- Born: February 23, 1939
- Died: August 8, 2011 (aged 72)
- Education: University of Connecticut Brown University
- Known for: Gender studies Psychology

= Carol Nagy Jacklin =

American psychologist & academic

Carol Nagy Jacklin (1939 - 2011) was a developmental psychologist and gender scholar. She was the first woman to be dean of the Division of Social Sciences at the University of Southern California. She was a Women's Rights activist.

== Education ==
Carol Nagy was born in Chicago, Illinois on February 23, 1939. Nagy completed high school in Oak Park. As Nagy was preparing for college at the University of Wisconsin, she met and married her husband. After transferring to the University of Connecticut. Carol Jacklin completed a BA and MA in psychology. Short on money, Carol Jacklin became a teacher at the University of Connecticut and then San Jose City College. After attending a psychology conference she decided to get a PhD in developmental psychology, after which she applied and was accepted for postgraduate studies at Brown University. where she completed her PhD at Brown University in 1972.

== Research ==
Jacklin moved to Stanford and completed postdoctoral studies alongside Eleanor Maccoby. Jacklin and Maccoby studied parent-child interactions, identifying negative portrayals of women in scientific literature. Their research was published in the critically acclaimed 1974 book "The Psychology of Sex Differences", which became front page of The New York Times Book Review. In 1975 it was a best seller in The New York Times. Here they dismissed many beliefs about gender differences; that girls are more social than boys, and have lower self-esteem and are better at rote learning. Jacklin and Maccoby argued that the evidence of their research does not support the stigmas surrounding gender differences in society.

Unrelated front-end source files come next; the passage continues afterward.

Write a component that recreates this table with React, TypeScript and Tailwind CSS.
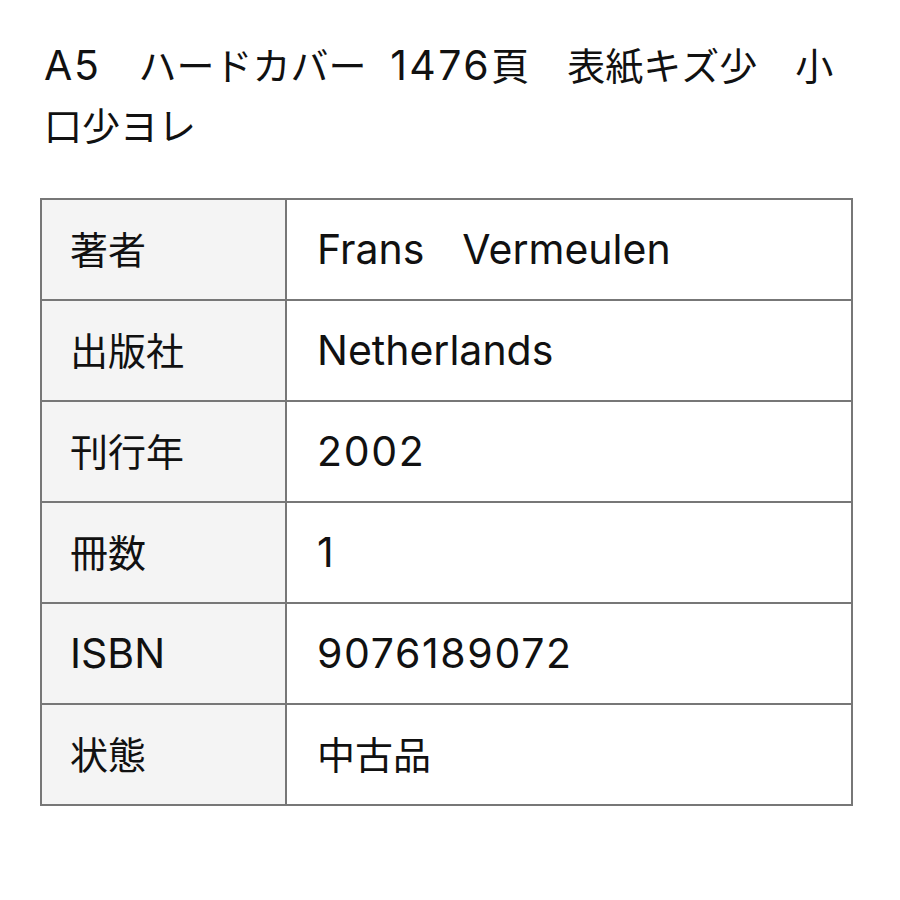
import React from "react";

const L = ({ children, d }: { children: React.ReactNode; d?: boolean }) => (
  <span className={d ? "text-[41px] tracking-[0.04em]" : "text-[41px]"}>{children}</span>
);

const rows: [React.ReactNode, React.ReactNode, string][] = [
  ["著者", <><L>Frans</L>　<L>Vermeulen</L></>, "a"],
  ["出版社", <L>Netherlands</L>, "b"],
  ["刊行年", <L d>2002</L>, "c"],
  ["冊数", <L d>1</L>, "d"],
  [<L>ISBN</L>, <L d>9076189072</L>, "e"],
  ["状態", "中古品", "f"],
];

export default function App() {
  return (
    <div
      className="w-[900px] h-[900px] bg-white px-[40px] pt-[35px] text-[#111]"
      style={{ fontFamily: 'Inter, "Noto Sans CJK JP", "Noto Sans", sans-serif' }}
    >
      <p className="text-[38px] leading-[60px] pl-[4px]">
        <L d>A5</L>　ハードカバー{" "}
        <span className="ml-[13px] text-[41px] tracking-[0.06em]">1476</span>頁　表紙キズ少　小
        <br />
        口少ヨレ
      </p>
      <table className="mt-[42px] w-[813px] border-collapse border-2 border-[#777]">
        <tbody>
          {rows.map(([k, v, id]) => (
            <tr key={id} className="h-[101px]">
              <td className="w-[245px] border-2 border-[#777] bg-[#f4f4f4] pl-[28px] text-[38px] leading-[50px] align-middle">
                {k}
              </td>
              <td className="border-2 border-[#777] pl-[30px] text-[38px] leading-[50px] align-middle">
                {v}
              </td>
            </tr>
          ))}
        </tbody>
      </table>
    </div>
  );
}
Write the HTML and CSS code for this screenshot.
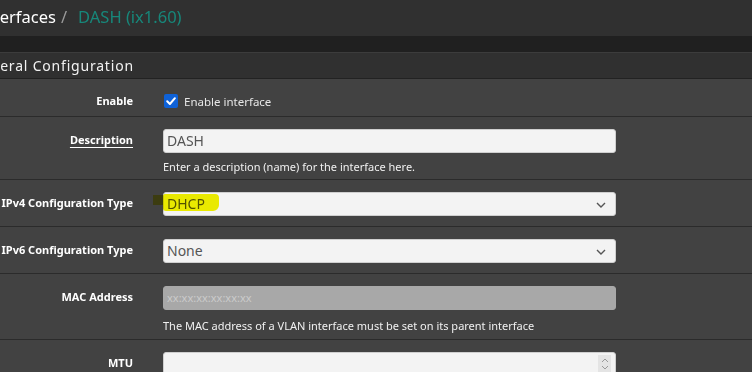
FILE: index.html
```html
<!DOCTYPE html>
<html>
    <head>
        <meta charset="UTF-8">
        <title>Interfaces / DASH</title>
        <link rel="stylesheet" href="styles.css">
    </head>
    <body>
        <div class="topbar">
            <h1><span class="crumb">Interfaces</span><span class="sep">/</span><span class="current">DASH (ix1.60)</span></h1>
        </div>
        <div class="tabs"></div>
        <div class="panel">
            <div class="panel-heading">General Configuration</div>
            <div class="panel-body">
                <div class="row row-check">
                    <label class="label">Enable</label>
                    <div class="field">
                        <label class="check">
                            <span class="box">
                                <svg viewBox="0 0 14 14" width="14" height="14"><path d="M3.2 7.3 L5.9 10 L10.9 4.2" fill="none" stroke="#fff" stroke-width="2" stroke-linecap="round" stroke-linejoin="round"/></svg>
                            </span>
                            Enable interface
                        </label>
                    </div>
                </div>
                <div class="row has-help">
                    <label class="label"><u>Description</u></label>
                    <div class="field">
                        <div class="input">DASH</div>
                        <div class="help">Enter a description (name) for the interface here.</div>
                    </div>
                </div>
                <div class="row">
                    <label class="label">IPv4 Configuration Type</label>
                    <div class="field">
                        <div class="input select">DHCP<span class="mark"></span><span class="mark-dark"></span>
                            <svg class="chevron" viewBox="0 0 10 6" width="10" height="6"><path d="M1 1 L5 5 L9 1" fill="none" stroke="#555" stroke-width="1.4"/></svg>
                        </div>
                    </div>
                </div>
                <div class="row">
                    <label class="label">IPv6 Configuration Type</label>
                    <div class="field">
                        <div class="input select">None
                            <svg class="chevron" viewBox="0 0 10 6" width="10" height="6"><path d="M1 1 L5 5 L9 1" fill="none" stroke="#555" stroke-width="1.4"/></svg>
                        </div>
                    </div>
                </div>
                <div class="row has-help mac">
                    <label class="label">MAC Address</label>
                    <div class="field">
                        <div class="input disabled">xx:xx:xx:xx:xx:xx</div>
                        <div class="help">The MAC address of a VLAN interface must be set on its parent interface</div>
                    </div>
                </div>
                <div class="row">
                    <label class="label">MTU</label>
                    <div class="field">
                        <div class="input number">
                            <span class="spin">
                                <svg viewBox="0 0 10 14" width="10" height="14"><path d="M2 5 L5 2 L8 5 M2 9 L5 12 L8 9" fill="none" stroke="#999" stroke-width="1"/></svg>
                            </span>
                        </div>
                    </div>
                </div>
            </div>
        </div>
    </body>
</html>
```

FILE: styles.css
```css
body {
    font-family: "Noto Sans", "Open Sans", sans-serif;
    font-size: 11px;
    margin: 0;
    padding: 0;
    background: #424242;
    color: #e6e6e6;
    overflow: hidden;
}
.topbar {
    background: #303030;
    height: 36px;
    margin-left: -22px;
}
h1 {
    margin: 0;
    font-weight: normal;
    font-size: 16.5px;
    line-height: 34px;
    white-space: nowrap;
}
.crumb {
    color: #fff;
}
.sep {
    color: #9a9a9a;
    margin: 0 11px 0 5px;
}
.current {
    color: #17877a;
}
.tabs {
    height: 16px;
    background: #202020;
}
.panel-heading {
    background: #303030;
    border-top: 1px solid #3c3c3c;
    border-bottom: 1px solid #222;
    height: 25px;
    line-height: 25px;
    font-size: 14px;
    letter-spacing: 0.8px;
    color: #f2f2f2;
    margin-left: -29px;
    white-space: nowrap;
}
.row {
    display: flex;
    border-bottom: 1px solid #2b2b2b;
    padding: 12px 0 10px;
}
.row-check {
    padding: 14px 0 7px;
}
.row.has-help {
    padding-bottom: 4px;
}
.row.mac {
    padding-bottom: 5px;
}
.mac .help {
    margin-top: 7px;
}
.label {
    width: 133px;
    flex: none;
    display: flex;
    justify-content: flex-end;
    white-space: nowrap;
    font-weight: bold;
    font-size: 11px;
    color: #fff;
    line-height: 21px;
    height: 24px;
}
.row-check .label {
    line-height: 16px;
    height: 16px;
}
.label u {
    text-decoration-thickness: 1px;
    text-underline-offset: 3px;
}
.field {
    margin-left: 30px;
    width: 453px;
}
.check {
    display: flex;
    align-items: center;
    height: 16px;
    gap: 6px;
    font-size: 11.5px;
}
.box {
    width: 14px;
    height: 14px;
    background: #0f62d8;
    border-radius: 2px;
    display: block;
    margin-left: 1px;
}
.box svg {
    display: block;
}
.input {
    position: relative;
    box-sizing: border-box;
    height: 24px;
    line-height: 22px;
    background: #f3f3f3;
    border: 1px solid #cfcfcf;
    border-radius: 3px;
    color: #555;
    font-size: 14px;
    padding-left: 3px;
}
.select .chevron {
    position: absolute;
    right: 9px;
    top: 9px;
}
.disabled {
    background: #a8a8a8;
    border-color: #a8a8a8;
    color: #cbcbcb;
    font-size: 11px;
}
.help {
    margin-top: 5px;
    line-height: 17px;
    color: #f0f0f0;
}
.spin {
    position: absolute;
    right: 4px;
    top: 2px;
    width: 13px;
    height: 18px;
    background: #e4e4e4;
    display: flex;
    align-items: center;
    justify-content: center;
}
.mark {
    position: absolute;
    left: -1px;
    top: 1px;
    width: 56px;
    height: 17px;
    background: #f5f500;
    border-radius: 2px 4px 6px 3px;
    mix-blend-mode: multiply;
}
.mark-dark {
    position: absolute;
    left: -11px;
    top: 2px;
    width: 10px;
    height: 10px;
    background: #3c3c10;
}
```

At Stanford Jacklin was a vocal women's rights activist, who campaigned against injustices forced upon women. She was a founding member of the Clayman Institute for Gender Research alongside Myra Strober. In 1983, The New York Times described her as a "leading expert on gender differences". Jacklin and Maccoby were two of the first researchers to study the differences between boys’ and girls’ learning.

Jacklin moved her studies to the University of Southern California in 1983, where she became the first female psychology tenured professor. She was also the first woman to be chair of the psychology department in 1990, the first paid chair of the Program for the Study of Women and Men in Society, and the first woman to be appointed Dean of the Division of Social Sciences in 1992. After these profound accomplishments, Jacklin took leave to work with biologists researching endocrinology at Caltech, and used her expertise to implement policy changes for the fair treatment of female faculty members and students.

In 1995 Jacklin became Dean of the College of William and Mary. She instituted positive changes in the university's recruitment of women and minorities. With her extensive knowledge of gender differences and similarities, Jacklin served as an expert witness in sexual discrimination cases against corporations such as AT&T and General Motors. and helped women seeking admission to the Virginia Military Institute and the Citadelto be treated fairly and equally.

After her long career, Jacklin retired to San Diego, where she became a certified Master Gardener. She wrote a newspaper column "Mountain Greening" for local newspapers. Jacklin had a daughter, Beth Nagy, and son, Phillip Jacklin. In 2011 she rejected Chemotherapy for a diagnosis of terminal cancer, and died one week later.